Base delays Beryl upgrade to June 26 for B20 registry readiness

Base, the Ethereum layer 2 network built by Coinbase, has delayed its Beryl mainnet upgrade by 24 hours. The hard fork, originally scheduled for June 25, will now activate on June 26 at 18:00 UTC. The reason for the delay is a timing dependency with the B20 Activation Registry. According to a post on base docs, that registry must finish its initialization process before developers can deploy native B20 tokens. The Activation Registry controls whether B20 feature flags become available after the upgrade comes online. It can take up to one hour for the registry to start after activation. So Base decided it needed the extra day.

What Beryl brings to the network

Beryl is Base’s second independent network upgrade. The first one, Azul, went live on mainnet in May. Beryl introduces B20. That is a new token standard built at the protocol level. It lets issuers create stablecoins and real-world asset tokens directly inside Base’s node software. That’s different from deploying standard ERC-20 smart contracts. Base says B20 remains compatible with the ERC-20 specification. It also supports ERC-2612 permit functionality. That means existing wallets, exchanges, and indexers should work without any changes. The system includes an Issuer Toolkit with role-based permissions, mint and burn controls, transfer restrictions, optional supply limits, and even freeze and seizure features for regulated issuers.

Faster withdrawals and lower storage requirements

The hard fork also shortens the standard withdrawal time from Base to Ethereum. It will drop from seven days to five days for the route most bridging providers use. Base says this improvement came from Azul’s Multiproofs framework. That framework reduced the reliance on the original fault-proof challenge window. Beryl also integrates Reth V2. Base claims this reduces storage needs for nodes by up to 50 percent. It also supports higher block gas targets.
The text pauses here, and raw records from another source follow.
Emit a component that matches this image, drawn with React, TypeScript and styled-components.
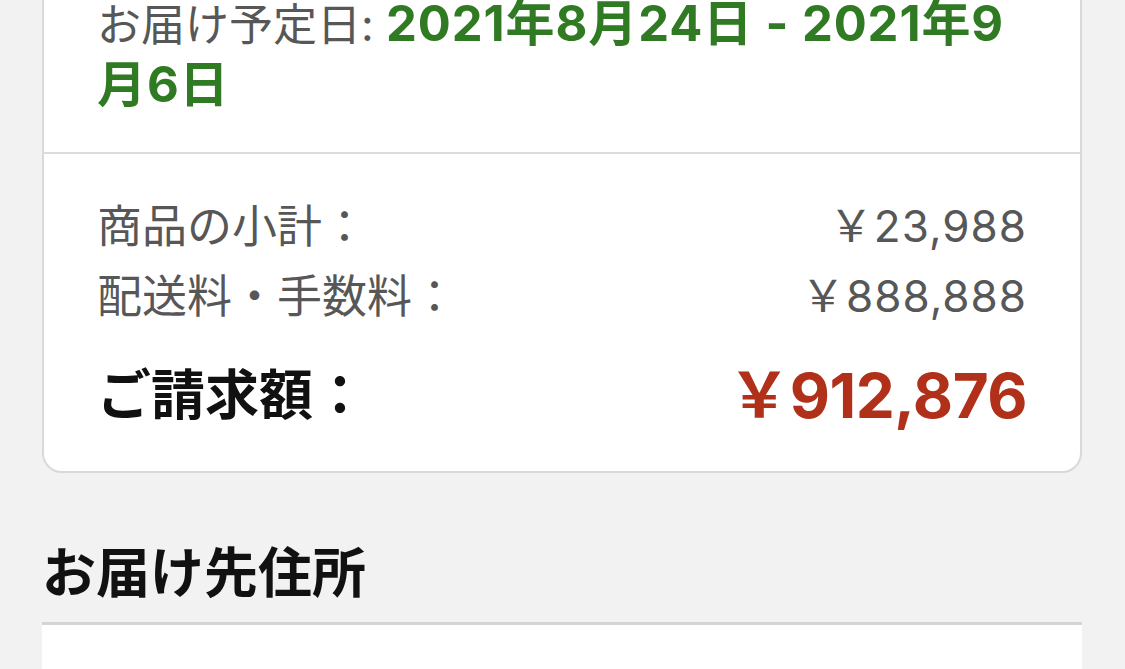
import React from "react";
import styled, { createGlobalStyle } from "styled-components";

const GlobalStyle = createGlobalStyle`
  html, body {
    margin: 0;
    padding: 0;
    background: #f2f2f2;
    overflow: hidden;
  }
  body {
    font-family: Inter, "Noto Sans CJK JP", sans-serif;
    -webkit-font-smoothing: antialiased;
  }
`;

const Page = styled.main`
  display: flex;
  flex-direction: column;
  padding: 0 43px 0 42px;
`;

const Card = styled.section`
  margin-top: -40px;
  background: #ffffff;
  border: 2px solid #d9d9d9;
  border-radius: 20px;
  overflow: hidden;
`;

const DeliverySection = styled.div`
  padding: 32px 53px 36px;
`;

const DeliveryText = styled.p`
  margin: 0;
  font-size: 44px;
  line-height: 60px;
  color: #575757;
`;

const DateRange = styled.strong`
  font-size: 49px;
  font-weight: 700;
  letter-spacing: 0.9px;
  color: #2f7a22;
`;

const SummarySection = styled.div`
  display: flex;
  flex-direction: column;
  border-top: 2px solid #dcdcdc;
  padding: 34px 53px 17px;
`;

const Row = styled.div<{ $total?: boolean }>`
  display: flex;
  justify-content: space-between;
  align-items: center;
  height: ${(p) => (p.$total ? "126px" : "70px")};
  color: ${(p) => (p.$total ? "#111111" : "#575757")};
  font-weight: ${(p) => (p.$total ? 700 : 400)};
`;

const Label = styled.span<{ $total?: boolean }>`
  font-size: ${(p) => (p.$total ? "54px" : "45px")};
`;

const Amount = styled.span<{ $total?: boolean }>`
  font-size: ${(p) => (p.$total ? "62px" : "44px")};
  letter-spacing: ${(p) => (p.$total ? "-0.5px" : "1px")};
  color: ${(p) => (p.$total ? "#b0301a" : "#575757")};
`;

const SectionTitle = styled.h2`
  margin: 66px 0 0;
  font-size: 54px;
  line-height: 70px;
  font-weight: 700;
  color: #111111;
`;

const AddressCard = styled.div`
  margin-top: 13px;
  height: 60px;
  background: #ffffff;
  border-top: 3px solid #d4d4d4;
`;

const rows = [
  { label: "商品の小計：", amount: "￥23,988" },
  { label: "配送料・手数料：", amount: "￥888,888" },
];

export default function App() {
  return (
    <>
      <GlobalStyle />
      <Page>
        <Card>
          <DeliverySection>
            <DeliveryText>
              お届け予定日: <DateRange>2021年8月24日 - 2021年9月6日</DateRange>
            </DeliveryText>
          </DeliverySection>
          <SummarySection>
            {rows.map((r) => (
              <Row key={r.label}>
                <Label>{r.label}</Label>
                <Amount>{r.amount}</Amount>
              </Row>
            ))}
            <Row $total>
              <Label $total>ご請求額：</Label>
              <Amount $total>￥912,876</Amount>
            </Row>
          </SummarySection>
        </Card>
        <SectionTitle>お届け先住所</SectionTitle>
        <AddressCard />
      </Page>
    </>
  );
}
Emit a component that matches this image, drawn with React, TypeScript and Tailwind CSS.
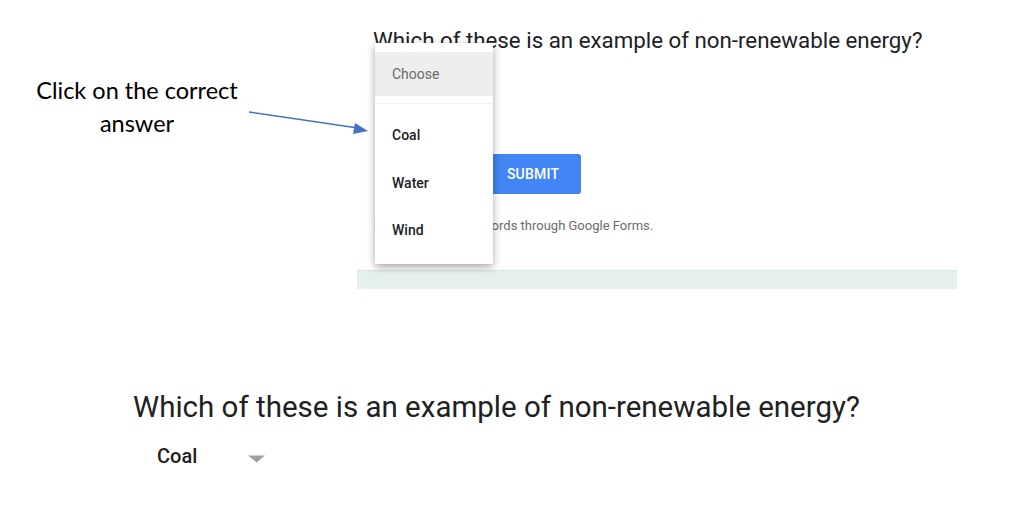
import React from "react";

const roboto = { fontFamily: "Roboto, 'Noto Sans', sans-serif" };

const options = ["Coal", "Water", "Wind"];

function PointerArrow() {
  return (
    <svg
      className="absolute left-[246px] top-[108px]"
      width="128"
      height="30"
      viewBox="0 0 128 30"
    >
      <line x1="3" y1="4" x2="112" y2="20" stroke="#4472c4" strokeWidth="1.6" />
      <polygon points="122,23 109,15 107,26" fill="#4472c4" />
    </svg>
  );
}

function ChoiceMenu() {
  return (
    <div className="absolute left-[375px] top-[43px] flex h-[221px] w-[118px] flex-col bg-white pt-[9px] shadow-[0_3px_8px_rgba(0,0,0,0.35)]">
      <div className="flex h-[44px] items-center bg-[#eeeeee] pl-[17px] text-[14px] text-[#6b6b6b]">
        Choose
      </div>
      <div className="mt-[7px] h-px bg-[#f1f1f1]" />
      <div className="mt-[8px] flex flex-col">
        {options.map((o) => (
          <div
            key={o}
            className="flex h-[47.5px] items-center pl-[17px] text-[14px] font-medium text-[#202124]"
          >
            {o}
          </div>
        ))}
      </div>
    </div>
  );
}

export default function App() {
  return (
    <div
      className="relative h-[520px] w-[1020px] overflow-hidden bg-white"
      style={roboto}
    >
      <div className="flex">
        <div className="flex w-[357px] justify-center pr-[83px] pt-[74px]">
          <p
            className="text-center text-[23.5px] leading-[33px] text-black"
            style={{ fontFamily: "Lato, 'Open Sans', sans-serif" }}
          >
            Click on the correct
            <br />
            answer
          </p>
        </div>

        <div className="flex w-[600px] flex-col">
          <div className="flex flex-col px-4 pt-[27px]">
            <h2 className="text-[22.3px] leading-[26px] text-[#202124]">
              Which of these is an example of non-renewable energy?
            </h2>
            <div className="mt-[101px] flex">
              <button className="ml-[112px] flex h-[40px] w-[96px] items-center justify-center rounded-[3px] bg-[#4285f4] text-[14px] font-medium tracking-[0.2px] text-white">
                SUBMIT
              </button>
            </div>
            <p className="ml-[1px] mt-[24px] text-[13px] leading-[16px] text-[#6d6d6d]">
              Never submit passwords through Google Forms.
            </p>
          </div>
          <div className="mt-[36px] h-[19px] border-t border-[#d7e6de] bg-[#e3f1ea]" />
        </div>
      </div>

      <div className="flex flex-col pl-[133px] pt-[100px]">
        <h1 className="text-[29.5px] leading-[36px] text-[#212121]">
          Which of these is an example of non-renewable energy?
        </h1>
        <div className="mt-[19px] flex items-start pl-[24px]">
          <span className="text-[20px] font-medium leading-[24px] text-[#212121]">
            Coal
          </span>
          <svg className="ml-[50px] mt-[11px]" width="19" height="8" viewBox="0 0 19 8">
            <polygon points="1,0.5 18,0.5 9.5,7.5" fill="#a0a0a0" />
          </svg>
        </div>
      </div>

      <PointerArrow />
      <ChoiceMenu />
    </div>
  );
}
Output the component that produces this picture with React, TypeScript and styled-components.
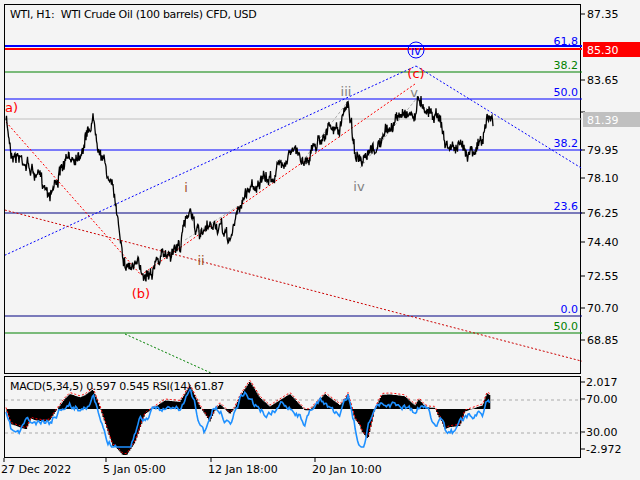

Network outage just before the upgrade

Base originally planned to activate Beryl on June 25. That same day, the network experienced a block production outage. It lasted nearly two hours. The engineering team found a consensus issue. An invalid block entered the sequencing pipeline, which temporarily stopped new blocks from being created. Engineers later restored normal production. Base confirmed the outage was not related to the Beryl upgrade. Block production resumed, and nodes recovered. Base’s creator, Jesse Pollak, said user funds were safe during the outage. But he admitted network halts are not acceptable for infrastructure that supports global financial activity. The team plans to share a full post-mortem later.

Looking ahead to Cobalt

Base has already scheduled its next network upgrade, Cobalt, for September. That release is expected to include native account abstraction, protocol-level smart accounts, gas sponsorship, transaction batching, additional B20 capabilities, and a unified node binary that combines consensus and execution clients.